Picture it: Gulf Shores, BP offices, a quiet Friday afternoon. My colleague, who was working on a half marathon in which we were going to bring Olympians, turned to me and said, "We have Deena Kastor coming..." I squealed (insert teenage girl/Justin Bieber image). It echoed throughout the office. Deena KASTOR? "SHUT THE ((DIRTY WORD)) UP!" Deena and Johnny Gray would be coming to talk at packet pickup, kick off the half marathon (and 5k) and participate in the awards ceremony. I was (insert curse word) pumped.

"I take it you know her," he said with a smile.

"Yeah, I wrote this column....She inspires me every day. Let me read you the column." That was mid October. She'd be in Orange Beach the weekend of Thanksgiving. I tucked this nugget into my heart and waited. I thought about how I'd mention the column. Would she want to read it? Would she care? Should I tell her how those words spoke to me as if they were from God Himself? Would she think I was just an overgrown stalker?

The weeks passed and the day came. I kept glancing at the time until I saw her tiny frame enter the over sized convention center room where packet pickup was being held. I whispered, "There she is." I had very little knowledge of what she looked like, but I knew she'd be fit. She effortlessly wore an autumn flavored sweater dress and cozy boots. Her straight, blond hair hung to her chin. She was natural and simple. I immediately wanted to be her friend. "Play it cool, you goon!" I said in my inner voice. "Cool, filter!"

Deena and Johnny spoke to the crowd, signed autographs. When time and space permitted, I introduced myself to her. My words made sense, they were slow and paced. I discussed the column and thanked her for sharing her coach's words. We talked more. I wanted to pull up a chair and sop her up with a biscuit. She was preaching and I was the desperate congregation. I say those two words every run, "define yourself". They've changed my life. I had to convey my appreciation, tactfully.
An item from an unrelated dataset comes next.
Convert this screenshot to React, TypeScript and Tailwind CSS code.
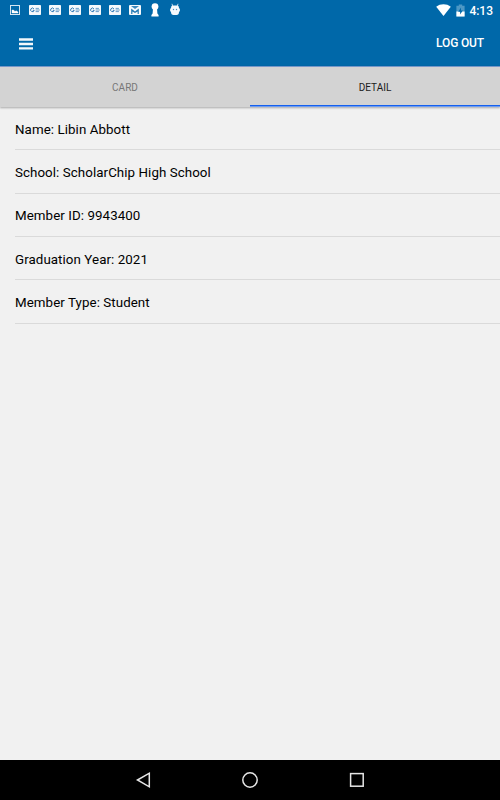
import type { ReactNode } from 'react';
import clsx from 'clsx';

const details = [
  { label: 'Name', value: 'Libin Abbott' },
  { label: 'School', value: 'ScholarChip High School' },
  { label: 'Member ID', value: '9943400' },
  { label: 'Graduation Year', value: '2021' },
  { label: 'Member Type', value: 'Student' },
];

function PictureIcon() {
  return (
    <svg width="12" height="12" viewBox="0 0 12 12" aria-hidden="true">
      <rect x="1.5" y="1.5" width="9" height="9" fill="none" stroke="#d3e5f1" />
      <path d="M3 9V6L4.5 6L6 7.5L7.2 6.8L9 8V9Z" fill="#fff" stroke="#fff" strokeWidth="0.4" />
    </svg>
  );
}

function NewsIcon() {
  return (
    <svg width="12" height="12" viewBox="0 0 12 12" aria-hidden="true">
      <rect y="1" width="12" height="10" rx="0.8" fill="#f5f9fc" />
      <path d="M4.9 4.8A1.8 1.8 0 1 0 5.2 6.3H3.8" fill="none" stroke="#2e79b5" strokeWidth="1" />
      <path d="M6.6 4.4H9.9M6.6 6H10.8M6.6 7.6H9.9" stroke="#5a93c3" strokeWidth="0.9" />
    </svg>
  );
}

function MailIcon() {
  return (
    <svg width="12" height="12" viewBox="0 0 12 12" aria-hidden="true">
      <rect y="1" width="12" height="10" rx="1" fill="#f5f9fc" />
      <path d="M2 2H10L6 5Z" fill="#3d89bd" />
      <path d="M2.2 4.4L6 7.4L9.8 4.4V10H2.2Z" fill="#1f77b2" />
      <path d="M3.4 10V7.5L6 9L8.6 7.5V10Z" fill="#f5f9fc" />
    </svg>
  );
}

function KeyholeIcon() {
  return (
    <svg width="12" height="14" viewBox="0 0 12 14" aria-hidden="true">
      <circle cx="6" cy="3.6" r="3.4" fill="#fff" />
      <path d="M4 5.5H8L8.4 10.5L9.6 12V13.5H2.4V12L3.6 10.5Z" fill="#fff" />
    </svg>
  );
}

function DroidIcon() {
  return (
    <svg width="12" height="14" viewBox="0 0 12 14" aria-hidden="true">
      <path d="M3 0.8L3.6 3M9 0.8L8.4 3" stroke="#d5e5f1" strokeWidth="0.9" />
      <path d="M2 4.5Q2 2.5 4 2.5H8Q10 2.5 10 4.5V9Q10 12 7.5 12H4.5Q2 12 2 9Z" fill="#f5f9fc" />
      <path d="M1.5 5.5V8.5M10.5 5.5V8.5" stroke="#d5e5f1" />
      <circle cx="4.5" cy="6.5" r="0.7" fill="#4b92c3" />
      <circle cx="7.5" cy="6.5" r="0.7" fill="#4b92c3" />
    </svg>
  );
}

function WifiIcon() {
  return (
    <svg width="15" height="12" viewBox="0 0 15 12" aria-hidden="true">
      <path d="M0.2 2.7C4.2-.6 10.8-.6 14.8 2.7L7.5 12Z" fill="#fff" />
    </svg>
  );
}

function BatteryIcon() {
  return (
    <svg width="9" height="13" viewBox="0 0 9 13" aria-hidden="true">
      <path d="M2.8 0.5H6.2V1.8H8.6V12.5H0.4V1.8H2.8Z" fill="#4d98c5" />
      <path d="M0.4 7.5H8.6V12.5H0.4Z" fill="#fff" />
      <path d="M5 3.6L2.2 7.7H4.1V10.6L6.8 6.6H5Z" fill="#0068a9" />
    </svg>
  );
}

function MenuIcon() {
  return (
    <svg width="14" height="12" viewBox="0 0 14 12" aria-hidden="true">
      <path d="M0 1.5H14M0 6H14M0 10.3H14" stroke="#f2f7fb" strokeWidth="2.3" />
    </svg>
  );
}

interface TabProps {
  active?: boolean;
  children: ReactNode;
}

function Tab({ active = false, children }: TabProps) {
  return (
    <button
      type="button"
      role="tab"
      aria-selected={active}
      className={clsx(
        'flex-1 border-b pt-[3px] text-[10px] leading-3',
        active
          ? 'border-[#6f9cf0] text-[#1c1c1c] shadow-[inset_0_-1px_0_#1560ee]'
          : 'border-transparent text-[#777777]'
      )}
    >
      {children}
    </button>
  );
}

export default function App() {
  return (
    <div className="flex h-[800px] w-[500px] flex-col overflow-hidden bg-[#f1f1f1] font-['Roboto',sans-serif]">
      <header className="h-[66px] shrink-0 bg-[#0068a9] text-white">
        <div className="flex h-5 items-center justify-between pl-[9px] pr-[7px]">
          <div className="flex items-center gap-2">
            <PictureIcon />
            {[0, 1, 2, 3, 4].map((n) => (
              <NewsIcon key={n} />
            ))}
            <MailIcon />
            <KeyholeIcon />
            <DroidIcon />
          </div>
          <div className="flex items-center">
            <WifiIcon />
            <span className="ml-[5px] mr-1">
              <BatteryIcon />
            </span>
            <span className="pt-px text-[12px] font-medium leading-5">4:13</span>
          </div>
        </div>
        <div className="flex h-[46px] items-center justify-between pl-[19px] pr-4">
          <button type="button" aria-label="Menu" className="pt-px">
            <MenuIcon />
          </button>
          <button type="button" className="text-[12px] font-medium leading-5 tracking-[-0.15px]">
            LOG OUT
          </button>
        </div>
      </header>

      <div
        role="tablist"
        className="flex h-[41px] shrink-0 border-t border-[#7597c9] bg-[#d3d3d3] shadow-[0_1px_2px_rgba(0,0,0,0.3)]"
      >
        <Tab>CARD</Tab>
        <Tab active>DETAIL</Tab>
      </div>

      <main className="flex-1">
        <ul className="pl-[15px]">
          {details.map(({ label, value }) => (
            <li
              key={label}
              className="flex h-[43.33px] items-center border-b border-[#dadada] pt-[2.8px] text-[13.33px] leading-5 tracking-[0.07px] text-black"
            >
              {label}: {value}
            </li>
          ))}
        </ul>
      </main>

      <nav className="flex h-10 shrink-0 items-center justify-center bg-black">
        <svg width="240" height="20" viewBox="0 0 240 20" fill="none" stroke="#e6e6e6" strokeWidth="1.5" aria-hidden="true">
          <path d="M7.5 10L19.3 3.2V16.8Z" />
          <circle cx="120" cy="10" r="7.2" />
          <rect x="220.6" y="3.6" width="12.6" height="12.6" />
        </svg>
      </nav>
    </div>
  );
}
The afternoon quickly wrapped up, making way for dinner plans for the group. I arrived late and edged my co-worker out of his seat so I could sit next to her. I made a mental list of things not to mention:
1. Yes, Jake Ryan Gregg, the dog that "likes" you on Facebook is my dog. I didn't realize I was logged in as him when I liked your page.
2. My dog has a Facebook page so my friends and I can have one more neighbor on Zombie Lane.
3. Chafing
4. Dying grandmother
5. Indigestion associated with running

I was well behaved, mature and not stalker-esque. Since I had no preconceived notion, I was overly thrilled to spend time with Deena. She is deep, methodical and an inspiration. Knowing that the inspiring words came to me through such a delightful person makes me speechlessly happy.

The next morning came and I resolved to remain cool, run the 5k and help as needed. Cool, you goon. Cool. Throughout the race, I kept my eye on the competition. The field was small and maybe, just maybe I could place in the top three of my age group. When it came time for the awards ceremony, I took a seat in the lush grass. As the announcers weaved through the brackets, my heart rate increased with the ages. They called the men in my age group. The guy that won the male division was fit. I've seen him at other races. He wins a lot. Three male names were read. "And in the female division... in first place: Allison Gregg."

I threw myself to my feet and whooo-hoooed. I whoo-hooed from the bottom of my lungs. I whoo-hooed as I waved my arms about while running to the stage. I whoo-hoooooooed as I climbed on the first place block. I whhhhooooooo-hooooooed as I got my prizes, FROM NONE OTHER THAN DEENA KASTOR! I whoooooooooooo-hoooooooo-hoooo-ed as my running friend took my picture. I whooo-hooed as I made my way back to my plot of grass. I also apologized to the crowd for said whoo-hooing.

All my inner coercing to not be a goon flew out the window. I won. I WON! I celebrated. I deserved it. In the past, I'd downplay this accomplishment. But no more. I won. I have the prizes and pictures to prove it.

What meeting Deena taught me is deep and wordless. Allowing myself to celebrate my win is a milestone in my growth. The fact that these two occurrences came at the same time is surely no coincidence. Be who you are. Believe what you do. Work hard and celebrate. More often than not, throw in a whoo-hoo. You're worth it.